▶ _DATASET EXTRACT_:
....

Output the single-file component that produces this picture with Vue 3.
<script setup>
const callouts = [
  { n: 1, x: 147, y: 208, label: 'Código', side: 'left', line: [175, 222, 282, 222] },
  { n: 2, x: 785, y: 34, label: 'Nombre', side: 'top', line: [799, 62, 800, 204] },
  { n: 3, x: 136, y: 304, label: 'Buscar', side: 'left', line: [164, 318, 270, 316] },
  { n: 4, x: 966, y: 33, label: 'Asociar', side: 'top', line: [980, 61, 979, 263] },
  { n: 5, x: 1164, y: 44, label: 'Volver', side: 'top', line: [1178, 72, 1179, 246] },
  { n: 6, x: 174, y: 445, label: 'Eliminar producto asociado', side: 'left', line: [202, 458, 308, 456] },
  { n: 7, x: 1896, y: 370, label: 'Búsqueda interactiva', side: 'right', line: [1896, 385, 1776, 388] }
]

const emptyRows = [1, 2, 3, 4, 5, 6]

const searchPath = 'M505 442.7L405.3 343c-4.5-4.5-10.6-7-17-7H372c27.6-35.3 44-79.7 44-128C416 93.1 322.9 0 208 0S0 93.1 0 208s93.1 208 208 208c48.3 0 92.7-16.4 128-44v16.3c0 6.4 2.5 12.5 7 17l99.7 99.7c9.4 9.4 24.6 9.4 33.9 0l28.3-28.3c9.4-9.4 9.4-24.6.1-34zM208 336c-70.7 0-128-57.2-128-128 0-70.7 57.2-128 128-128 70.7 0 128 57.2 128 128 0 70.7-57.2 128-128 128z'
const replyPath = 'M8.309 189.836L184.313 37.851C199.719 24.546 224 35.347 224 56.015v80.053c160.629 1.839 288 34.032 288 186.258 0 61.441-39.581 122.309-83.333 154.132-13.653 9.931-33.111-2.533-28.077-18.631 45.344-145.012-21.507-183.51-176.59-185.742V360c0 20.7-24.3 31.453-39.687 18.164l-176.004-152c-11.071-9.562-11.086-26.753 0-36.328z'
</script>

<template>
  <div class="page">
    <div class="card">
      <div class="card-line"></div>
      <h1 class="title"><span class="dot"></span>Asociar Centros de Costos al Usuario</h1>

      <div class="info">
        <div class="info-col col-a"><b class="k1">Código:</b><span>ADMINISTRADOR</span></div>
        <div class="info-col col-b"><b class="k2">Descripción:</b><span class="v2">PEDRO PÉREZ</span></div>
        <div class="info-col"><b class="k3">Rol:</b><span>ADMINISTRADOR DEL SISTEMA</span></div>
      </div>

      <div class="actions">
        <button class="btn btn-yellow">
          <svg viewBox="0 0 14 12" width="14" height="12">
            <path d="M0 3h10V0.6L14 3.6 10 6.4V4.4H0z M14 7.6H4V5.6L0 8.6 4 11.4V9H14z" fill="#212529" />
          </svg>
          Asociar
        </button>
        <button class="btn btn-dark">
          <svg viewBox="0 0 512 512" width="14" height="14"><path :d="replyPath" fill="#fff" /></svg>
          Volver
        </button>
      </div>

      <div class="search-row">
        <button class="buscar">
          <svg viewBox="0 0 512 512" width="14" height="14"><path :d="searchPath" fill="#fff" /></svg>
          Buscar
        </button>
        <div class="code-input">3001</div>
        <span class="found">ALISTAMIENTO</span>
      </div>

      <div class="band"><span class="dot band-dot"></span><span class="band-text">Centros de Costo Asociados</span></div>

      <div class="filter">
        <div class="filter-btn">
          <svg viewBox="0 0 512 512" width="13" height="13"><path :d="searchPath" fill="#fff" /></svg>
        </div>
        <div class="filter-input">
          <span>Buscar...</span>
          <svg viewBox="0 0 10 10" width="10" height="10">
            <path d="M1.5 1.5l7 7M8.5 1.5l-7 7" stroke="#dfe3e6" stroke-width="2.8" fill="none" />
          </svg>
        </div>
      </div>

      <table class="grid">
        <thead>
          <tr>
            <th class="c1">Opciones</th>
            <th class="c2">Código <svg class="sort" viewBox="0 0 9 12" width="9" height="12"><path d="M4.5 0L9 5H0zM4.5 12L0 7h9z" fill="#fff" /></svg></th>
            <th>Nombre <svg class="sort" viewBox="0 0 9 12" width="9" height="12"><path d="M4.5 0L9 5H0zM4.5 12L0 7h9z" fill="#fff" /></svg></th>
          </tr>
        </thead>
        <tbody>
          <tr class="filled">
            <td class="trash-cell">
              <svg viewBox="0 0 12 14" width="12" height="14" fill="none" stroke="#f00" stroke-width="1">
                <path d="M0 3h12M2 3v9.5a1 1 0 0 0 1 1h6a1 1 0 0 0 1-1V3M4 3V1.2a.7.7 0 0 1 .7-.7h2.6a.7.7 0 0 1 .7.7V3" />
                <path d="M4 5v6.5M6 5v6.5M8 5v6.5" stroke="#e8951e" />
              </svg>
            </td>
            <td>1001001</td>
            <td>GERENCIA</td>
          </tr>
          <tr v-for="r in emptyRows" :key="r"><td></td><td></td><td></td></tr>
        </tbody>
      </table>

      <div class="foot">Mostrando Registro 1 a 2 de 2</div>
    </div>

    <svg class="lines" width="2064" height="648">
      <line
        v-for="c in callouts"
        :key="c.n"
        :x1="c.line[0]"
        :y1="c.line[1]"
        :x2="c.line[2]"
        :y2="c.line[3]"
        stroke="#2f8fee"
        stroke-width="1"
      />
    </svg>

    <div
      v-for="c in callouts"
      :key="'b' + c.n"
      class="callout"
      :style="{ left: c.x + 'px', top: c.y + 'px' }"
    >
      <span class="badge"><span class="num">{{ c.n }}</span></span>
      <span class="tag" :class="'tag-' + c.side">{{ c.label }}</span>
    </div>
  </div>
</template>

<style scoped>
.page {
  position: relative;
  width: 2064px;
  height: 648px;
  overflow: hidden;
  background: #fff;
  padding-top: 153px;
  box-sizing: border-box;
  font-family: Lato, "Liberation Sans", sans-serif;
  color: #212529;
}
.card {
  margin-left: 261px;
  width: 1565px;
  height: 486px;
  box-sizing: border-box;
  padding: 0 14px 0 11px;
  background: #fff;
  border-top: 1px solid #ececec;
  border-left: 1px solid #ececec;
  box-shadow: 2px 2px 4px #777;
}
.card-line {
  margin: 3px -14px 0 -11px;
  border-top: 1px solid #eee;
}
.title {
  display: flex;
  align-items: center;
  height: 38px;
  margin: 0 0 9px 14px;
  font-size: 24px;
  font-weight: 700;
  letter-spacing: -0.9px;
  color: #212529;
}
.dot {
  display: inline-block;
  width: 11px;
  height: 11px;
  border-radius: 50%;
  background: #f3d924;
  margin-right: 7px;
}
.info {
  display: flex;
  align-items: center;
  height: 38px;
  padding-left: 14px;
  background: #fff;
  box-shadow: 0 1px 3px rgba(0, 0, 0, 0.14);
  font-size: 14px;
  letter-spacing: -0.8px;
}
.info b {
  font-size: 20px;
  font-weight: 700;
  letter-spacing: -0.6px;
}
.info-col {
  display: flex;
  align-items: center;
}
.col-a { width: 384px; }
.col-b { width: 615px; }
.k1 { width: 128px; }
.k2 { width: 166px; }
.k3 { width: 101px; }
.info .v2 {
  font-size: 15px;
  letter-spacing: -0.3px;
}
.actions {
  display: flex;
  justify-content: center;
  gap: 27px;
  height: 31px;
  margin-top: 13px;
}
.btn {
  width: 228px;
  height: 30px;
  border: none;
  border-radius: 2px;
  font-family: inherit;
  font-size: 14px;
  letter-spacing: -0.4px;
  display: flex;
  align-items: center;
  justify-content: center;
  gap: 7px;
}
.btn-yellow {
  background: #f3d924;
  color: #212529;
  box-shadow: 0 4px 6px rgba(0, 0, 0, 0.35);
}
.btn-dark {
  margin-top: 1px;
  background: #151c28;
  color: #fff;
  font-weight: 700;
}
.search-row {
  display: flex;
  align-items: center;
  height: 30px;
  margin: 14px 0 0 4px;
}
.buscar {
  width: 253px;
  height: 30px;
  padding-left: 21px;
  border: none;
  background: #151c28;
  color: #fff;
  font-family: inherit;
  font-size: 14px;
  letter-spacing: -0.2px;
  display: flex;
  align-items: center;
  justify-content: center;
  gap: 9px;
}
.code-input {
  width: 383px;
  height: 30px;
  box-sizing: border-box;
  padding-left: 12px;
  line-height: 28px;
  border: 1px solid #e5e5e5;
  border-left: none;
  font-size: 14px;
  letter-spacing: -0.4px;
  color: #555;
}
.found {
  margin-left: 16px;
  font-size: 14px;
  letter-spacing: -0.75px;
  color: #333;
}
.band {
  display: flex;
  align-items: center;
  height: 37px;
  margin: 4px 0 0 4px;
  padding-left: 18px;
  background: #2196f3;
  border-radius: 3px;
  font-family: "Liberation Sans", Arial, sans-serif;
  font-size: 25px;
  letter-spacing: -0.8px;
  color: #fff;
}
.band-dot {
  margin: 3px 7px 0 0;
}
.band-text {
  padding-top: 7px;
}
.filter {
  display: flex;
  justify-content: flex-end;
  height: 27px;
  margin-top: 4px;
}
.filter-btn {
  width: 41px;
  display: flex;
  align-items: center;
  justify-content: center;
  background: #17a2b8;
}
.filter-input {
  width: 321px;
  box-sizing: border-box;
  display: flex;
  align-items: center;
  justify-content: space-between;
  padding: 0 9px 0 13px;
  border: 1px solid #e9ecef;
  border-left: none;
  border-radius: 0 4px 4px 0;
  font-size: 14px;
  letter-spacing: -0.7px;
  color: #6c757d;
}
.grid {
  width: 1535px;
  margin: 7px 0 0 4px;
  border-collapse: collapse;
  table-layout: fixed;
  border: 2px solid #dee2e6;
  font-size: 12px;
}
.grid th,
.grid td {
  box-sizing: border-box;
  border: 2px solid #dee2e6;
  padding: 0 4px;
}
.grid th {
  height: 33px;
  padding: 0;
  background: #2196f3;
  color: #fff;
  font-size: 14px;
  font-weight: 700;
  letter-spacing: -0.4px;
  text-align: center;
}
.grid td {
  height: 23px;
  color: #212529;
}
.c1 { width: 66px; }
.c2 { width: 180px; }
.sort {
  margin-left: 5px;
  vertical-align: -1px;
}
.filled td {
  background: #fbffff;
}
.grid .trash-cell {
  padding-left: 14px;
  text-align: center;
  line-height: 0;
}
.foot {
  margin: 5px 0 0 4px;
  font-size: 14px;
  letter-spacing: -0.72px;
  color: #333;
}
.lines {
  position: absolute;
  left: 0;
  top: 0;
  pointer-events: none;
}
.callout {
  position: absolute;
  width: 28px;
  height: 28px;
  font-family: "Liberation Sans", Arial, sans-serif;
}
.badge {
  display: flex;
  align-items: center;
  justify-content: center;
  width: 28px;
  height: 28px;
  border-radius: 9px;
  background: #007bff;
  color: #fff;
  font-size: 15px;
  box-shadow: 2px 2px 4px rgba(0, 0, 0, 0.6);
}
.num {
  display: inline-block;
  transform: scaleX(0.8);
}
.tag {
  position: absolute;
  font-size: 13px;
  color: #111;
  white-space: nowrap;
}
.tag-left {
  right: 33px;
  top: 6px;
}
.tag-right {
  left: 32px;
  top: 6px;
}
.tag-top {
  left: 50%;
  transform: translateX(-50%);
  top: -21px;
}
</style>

....

▶ _WHAT IS REQUIRED_: Give again, word for word, the lines of the listing, starting at its first line and ending with the line containing "const emptyRows = [1, 2, 3, 4, 5, 6]".

▶ _WRITTEN REPLY_:
Output the single-file component that produces this picture with Vue 3.
<script setup>
const callouts = [
  { n: 1, x: 147, y: 208, label: 'Código', side: 'left', line: [175, 222, 282, 222] },
  { n: 2, x: 785, y: 34, label: 'Nombre', side: 'top', line: [799, 62, 800, 204] },
  { n: 3, x: 136, y: 304, label: 'Buscar', side: 'left', line: [164, 318, 270, 316] },
  { n: 4, x: 966, y: 33, label: 'Asociar', side: 'top', line: [980, 61, 979, 263] },
  { n: 5, x: 1164, y: 44, label: 'Volver', side: 'top', line: [1178, 72, 1179, 246] },
  { n: 6, x: 174, y: 445, label: 'Eliminar producto asociado', side: 'left', line: [202, 458, 308, 456] },
  { n: 7, x: 1896, y: 370, label: 'Búsqueda interactiva', side: 'right', line: [1896, 385, 1776, 388] }
]

const emptyRows = [1, 2, 3, 4, 5, 6]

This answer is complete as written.